Lors d’une cérémonie, le 1er février dernier à l’Oratoire du Louvre à Paris, la professeure Sophie Matheron a rendu hommage à Frédéric Edelmann, cofondateur de l’association Aides, puis d’Arcat-Sida.
Ton départ est une énorme émotion et une grande tristesse.
Je m’associe aux hommages magnifiques et si justes publiés ces derniers jours, que je salue, et je ne reprendrai pas ici le détail de ton parcours. Je voudrais juste te dire 2 -3 choses au nom de notre amitié, de mon respect pour tes combats, au nom aussi peut être de tous ceux qui les ont partagés.

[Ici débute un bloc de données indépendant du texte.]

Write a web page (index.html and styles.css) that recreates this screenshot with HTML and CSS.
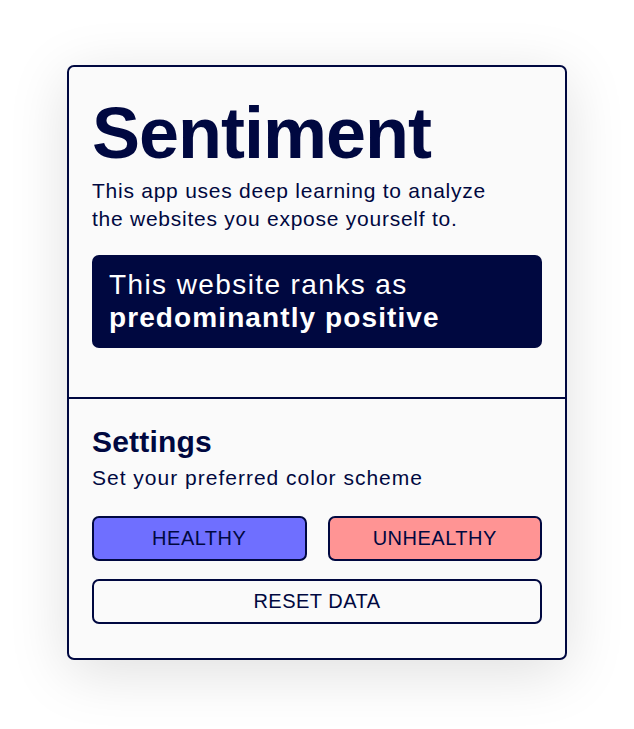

Oui, tu as été pionnier et pilier de la lutte associative contre le sida dans ses multiples dimensions et dans ton exigence de compétences collaboratives, avec Aides puis Arcat-Sida.
Tu as aussi révolutionné le regard porté non seulement sur les personnes vivant avec le VIH, mais sur toutes les personnes malades, tu as bouleversé la place et le poids de leur parole, de leurs droits, de leurs avis, de leurs choix, de leur pouvoir, que ce soit dans le champ de l’information et de la communication, de l’accompagnement, du soin et de la recherche clinique, de la formation, des recommandations, de la prévention, des traitements.

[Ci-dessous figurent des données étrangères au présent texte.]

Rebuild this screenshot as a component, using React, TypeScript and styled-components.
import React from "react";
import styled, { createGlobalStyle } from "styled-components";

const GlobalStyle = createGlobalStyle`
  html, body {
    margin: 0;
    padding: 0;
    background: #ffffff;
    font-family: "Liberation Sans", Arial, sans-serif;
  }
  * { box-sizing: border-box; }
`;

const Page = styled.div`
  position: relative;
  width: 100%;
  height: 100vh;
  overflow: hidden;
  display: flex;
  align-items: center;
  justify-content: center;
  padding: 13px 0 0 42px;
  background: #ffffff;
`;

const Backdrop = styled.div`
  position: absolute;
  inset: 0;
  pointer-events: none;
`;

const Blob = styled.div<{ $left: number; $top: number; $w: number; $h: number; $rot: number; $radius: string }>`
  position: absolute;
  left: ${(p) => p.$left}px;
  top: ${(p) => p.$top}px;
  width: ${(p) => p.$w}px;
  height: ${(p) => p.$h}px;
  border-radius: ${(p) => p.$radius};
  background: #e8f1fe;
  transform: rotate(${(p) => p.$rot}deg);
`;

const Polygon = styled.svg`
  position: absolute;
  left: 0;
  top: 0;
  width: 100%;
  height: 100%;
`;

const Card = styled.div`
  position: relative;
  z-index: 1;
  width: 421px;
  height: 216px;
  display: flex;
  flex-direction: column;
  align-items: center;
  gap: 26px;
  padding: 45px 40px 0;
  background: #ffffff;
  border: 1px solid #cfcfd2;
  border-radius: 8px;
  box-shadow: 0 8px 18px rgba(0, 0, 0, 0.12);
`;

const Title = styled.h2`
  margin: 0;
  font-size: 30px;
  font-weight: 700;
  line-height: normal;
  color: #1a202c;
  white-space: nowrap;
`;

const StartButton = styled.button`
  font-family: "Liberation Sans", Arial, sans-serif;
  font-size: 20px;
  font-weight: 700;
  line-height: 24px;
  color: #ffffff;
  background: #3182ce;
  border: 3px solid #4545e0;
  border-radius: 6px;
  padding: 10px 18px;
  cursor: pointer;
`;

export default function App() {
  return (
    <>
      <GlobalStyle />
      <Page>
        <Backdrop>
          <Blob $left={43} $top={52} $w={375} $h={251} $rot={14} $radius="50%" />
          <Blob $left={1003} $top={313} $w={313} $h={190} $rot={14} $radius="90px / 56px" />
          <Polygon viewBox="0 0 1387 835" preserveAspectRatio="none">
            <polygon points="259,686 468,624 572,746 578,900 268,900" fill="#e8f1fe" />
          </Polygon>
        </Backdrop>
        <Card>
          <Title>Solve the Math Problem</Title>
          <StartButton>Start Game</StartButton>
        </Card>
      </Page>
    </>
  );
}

Tu l’as fait en avançant comme un bulldozer sur un chantier, mu par une motivation et une générosité énormes, déterminées et efficaces ; mais silencieux, peu soucieux d’être dans d’autres lumières que celle de ton énergie, de ta ténacité, de la fidélité à tes engagements ; peu préoccupé du pouvoir, sauf celui de les concrétiser et d’en transmettre les clefs ou les outils.
Militant au fond de l’âme, courageux, drôle, pudique et ironique, même à propos de ce que tu as enduré, qui force le respect.
Sans une plainte qui ne soit motivée par la nécessité puis la détermination de faire bouger les choses pour les autres ou par la révolte de ne pas y arriver.
Jamais dans ta fatigue, dans le poids de tes multiples pathologies et des effets secondaires des traitements, tu n’as abandonné ni tes combats ni ta curiosité, ni ton goût des belles et bonnes choses, ni ton travail qui te passionnait, les voyages, la vie…. avec des efforts parfois gigantesques que tu minimisais toujours.
Tu as aussi révolutionné la place des personnes dans la relation avec leur médecin, leurs soignants.
En veut pour illustration tout le temps partagé avec toi, dans tes combats, comme bien d’autres acteurs, mais aussi en tant que ton médecin, quarante ans de complicité, de confiance et d’écoute bienveillante réciproques dans une relation attentive, chaleureuse, délicate et même équilibriste, car pas facile bien qu’évidente, intime tout en restant distancée, protégée, et d’une solidité à toute épreuve.
J’ai reçu l’invitation à te rendre hommage ici comme un message limpide de ta part, sur ces décennies de partage dans et contre le VIH, et sur la suite.
On a rêvé trouver une solution définitive contre le virus…. il y a encore du boulot… mais c’est possible. À la condition de préserver ce que tu laisses, de reprendre ton flambeau, celui de tes engagements, de ta force, de ta sagesse un peu folle, de garder ta mémoire, celle des partenaires de lutte associative que tu rejoins, et celle de ces quarante ans dont on peut certes fêter les victoires et les progrès, mais en n’oubliant pas que c’est fragile, que ce n’est qu’un début, et qu’il ne faut pas baisser la garde mais continuer le combat.
La page du tien est exemplaire et reste ouverte. De tout cela je te remercie, on te remercie, Fredo.